Former President Jimmy Carter came out publicly against the Keystone XL pipeline Wednesday, joining an international group of Nobel laureates in urging President Obama to reject the project.
"You stand on the brink of making a choice that will define your legacy on one of the greatest challenges humanity has ever faced -- climate change," reads the letter, which was addressed to President Obama and Secretary Kerry and which ran as an ad in Politico.
"You know as well as we do the powerful precedent that this would set. This leadership by example would usher in a new era where climate change and pollution is given the urgent attention and focus it deserves in a world where the climate crisis is already a daily struggle for so many."
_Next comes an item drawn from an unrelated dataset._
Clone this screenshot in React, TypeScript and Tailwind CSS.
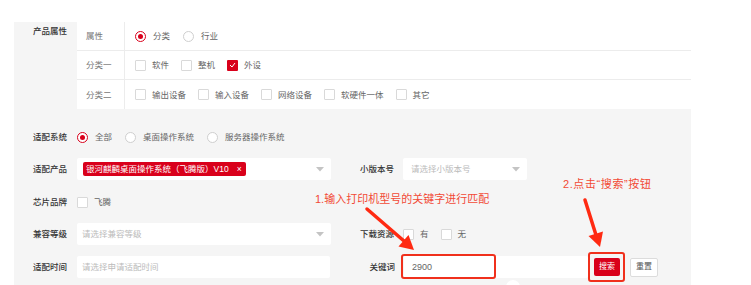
import React from "react";

const FONT = "font-['Liberation_Sans','Noto_Sans_CJK_SC',sans-serif]";

function Radio({ checked }: { checked?: boolean }) {
  return checked ? (
    <span className="w-[11px] h-[11px] rounded-full border border-[#d9001b] bg-white flex items-center justify-center shrink-0">
      <span className="w-[5px] h-[5px] rounded-full bg-[#d9001b]" />
    </span>
  ) : (
    <span className="w-[11px] h-[11px] rounded-full border border-[#cfcfcf] bg-white shrink-0" />
  );
}

function Check({ checked }: { checked?: boolean }) {
  return checked ? (
    <span className="w-[11px] h-[11px] rounded-[1px] bg-[#d9001b] flex items-center justify-center shrink-0">
      <svg width="7" height="6" viewBox="0 0 7 6">
        <path d="M1 3 L3 5 L6 1" fill="none" stroke="#fff" strokeWidth="1" />
      </svg>
    </span>
  ) : (
    <span className="w-[11px] h-[11px] rounded-[1px] border border-[#d9d9d9] bg-white shrink-0" />
  );
}

function RadioOpt({ label, checked }: { label: string; checked?: boolean }) {
  return (
    <span className="flex items-center gap-[7px] mr-[13px]">
      <Radio checked={checked} />
      <span className="text-[#666]">{label}</span>
    </span>
  );
}

function CheckOpt({ label, checked }: { label: string; checked?: boolean }) {
  return (
    <span className="flex items-center gap-[6px] mr-[12px]">
      <Check checked={checked} />
      <span className="text-[#666]">{label}</span>
    </span>
  );
}

function Caret() {
  return (
    <svg width="8" height="5" viewBox="0 0 8 5" className="shrink-0">
      <path d="M0 0 L8 0 L4 4.5 Z" fill="#c4c4c4" />
    </svg>
  );
}

function Label({ children }: { children: React.ReactNode }) {
  return (
    <div className="w-[63px] pl-[19px] shrink-0 text-[#333] font-medium">{children}</div>
  );
}

function RightLabel({ children, w = 72 }: { children: React.ReactNode; w?: number }) {
  return (
    <div
      className={`${w === 72 ? "w-[72px]" : "w-[74px]"} pr-[9px] text-right shrink-0 text-[#333] font-medium`}
    >
      {children}
    </div>
  );
}

export default function App() {
  return (
    <div
      className={`relative w-[751px] h-[285px] overflow-hidden bg-white pt-[22px] pl-[14px] text-[8.5px] leading-[12px] ${FONT}`}
    >
      <div className="w-[677px] h-[263px] bg-[#f5f5f5] flex flex-col">
        {/* Section 1 */}
        <div className="flex">
          <div className="w-[63px] pl-[19px] pt-[3px] text-[#333] font-medium">产品属性</div>
          <div className="w-[614px] bg-white flex flex-col">
            <div className="flex h-[29px] border-b border-[#ececec]">
              <div className="w-[48px] border-r border-[#ececec] flex items-center pl-[9px] text-[#777]">属性</div>
              <div className="flex items-center pl-[10px]">
                <RadioOpt label="分类" checked />
                <RadioOpt label="行业" />
              </div>
            </div>
            <div className="flex h-[29px] border-b border-[#ececec]">
              <div className="w-[48px] border-r border-[#ececec] flex items-center pl-[9px] text-[#777]">分类一</div>
              <div className="flex items-center pl-[10px]">
                <CheckOpt label="软件" />
                <CheckOpt label="整机" />
                <CheckOpt label="外设" checked />
              </div>
            </div>
            <div className="flex h-[29px]">
              <div className="w-[48px] border-r border-[#ececec] flex items-center pl-[9px] text-[#777]">分类二</div>
              <div className="flex items-center pl-[10px]">
                <CheckOpt label="输出设备" />
                <CheckOpt label="输入设备" />
                <CheckOpt label="网络设备" />
                <CheckOpt label="软硬件一体" />
                <CheckOpt label="其它" />
              </div>
            </div>
          </div>
        </div>

        {/* Section 2 */}
        <div className="flex items-center h-[22px] mt-[17px]">
          <Label>适配系统</Label>
          <RadioOpt label="全部" checked />
          <RadioOpt label="桌面操作系统" />
          <RadioOpt label="服务器操作系统" />
        </div>

        <div className="flex items-center h-[22px] mt-[10px]">
          <Label>适配产品</Label>
          <div className="w-[254px] h-[22px] bg-white rounded-[2px] flex items-center justify-between pl-[6px] pr-[7px]">
            <span className="h-[14px] bg-[#d9001b] rounded-[2px] text-white flex items-center pl-[3px] pr-[4px] gap-[8px]">
              <span>银河麒麟桌面操作系统（飞腾版）V10</span>
              <span>×</span>
            </span>
            <Caret />
          </div>
          <RightLabel>小版本号</RightLabel>
          <div className="w-[124px] h-[22px] bg-white rounded-[2px] flex items-center justify-between pl-[8px] pr-[7px]">
            <span className="text-[#bbb]">请选择小版本号</span>
            <Caret />
          </div>
        </div>

        <div className="flex items-center h-[22px] mt-[11px]">
          <Label>芯片品牌</Label>
          <CheckOpt label="飞腾" />
        </div>

        <div className="flex items-center h-[22px] mt-[10px]">
          <Label>兼容等级</Label>
          <div className="w-[254px] h-[22px] bg-white rounded-[2px] flex items-center justify-between pl-[5px] pr-[7px]">
            <span className="text-[#bbb]">请选择兼容等级</span>
            <Caret />
          </div>
          <RightLabel>下载资源</RightLabel>
          <CheckOpt label="有" />
          <CheckOpt label="无" />
        </div>

        <div className="flex items-center h-[22px] mt-[11px]">
          <Label>适配时间</Label>
          <div className="w-[253px] h-[22px] bg-white rounded-[2px] flex items-center pl-[5px]">
            <span className="text-[#bbb]">请选择申请适配时间</span>
          </div>
          <RightLabel w={73}>关键词</RightLabel>
          <div className="w-[184px] h-[22px] bg-white rounded-[2px] flex items-center pl-[8px] text-[#666] text-[9px]">
            2900
          </div>
          <button className="ml-[6px] w-[26px] h-[18px] bg-[#d9001b] rounded-[2px] text-white text-[8px] flex items-center justify-center">
            搜索
          </button>
          <button className="ml-[10px] w-[28px] h-[19px] bg-white border border-[#dcdcdc] rounded-[2px] text-[#555] text-[8px] flex items-center justify-center">
            重置
          </button>
        </div>
      </div>

      {/* annotations */}
      <div className="absolute left-[315px] top-[193px] text-[11px] leading-[13px] text-[#f24a35] whitespace-nowrap">
        1.输入打印机型号的关键字进行匹配
      </div>
      <div className="absolute left-[563px] top-[178px] text-[11px] leading-[13px] tracking-[0.6px] text-[#f24a35] whitespace-nowrap">
        2.点击“搜索”按钮
      </div>
      <div className="absolute left-[401px] top-[254px] w-[95px] h-[25px] border-2 border-[#f0301c] rounded-[3px]" />
      <div className="absolute left-[588px] top-[252px] w-[37px] h-[30px] border-2 border-[#f0301c] rounded-[3px]" />
      <div className="absolute left-[506px] top-[280px] w-[14px] h-[14px] rounded-full bg-white" />

      <svg className="absolute left-0 top-0 pointer-events-none" width="751" height="285" viewBox="0 0 751 285">
        <line x1="367" y1="209" x2="404" y2="241" stroke="#ff2a12" strokeWidth="3.5" strokeLinecap="round" />
        <polygon points="414,250 398.5,246.5 408.5,235" fill="#ff2a12" />
        <line x1="585" y1="200" x2="596" y2="235" stroke="#ff2a12" strokeWidth="3.5" strokeLinecap="round" />
        <polygon points="600,247 588.5,236 603,231.5" fill="#ff2a12" />
      </svg>
    </div>
  );
}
As the Washington Post notes, this makes Carter the first former president to stand in opposition to the pipeline. George W. Bush called it a "no-brainer" two years back. Bill Clinton, while a bit less clear, appears to support the pipeline as well.
The Canadian government is not pleased. Prime Minister Stephen Harper’s office released a statement urging Carter to take a lesson from the past: “Mr. Carter knows from his time as president during the 1979 energy crisis there are benefits to having access to oil from stable, secure partners like Canada." During that crisis, according to the Globe and Mail, Carter did in fact endorse pipelines as a solution to the fuel crisis, along with urging Americans to conserve energy. Today, of course, there are other considerations in the mix, which have become much clearer since that time: building the pipeline, Carter's letter warns, will trigger "more climate upheaval with impacts felt around the world."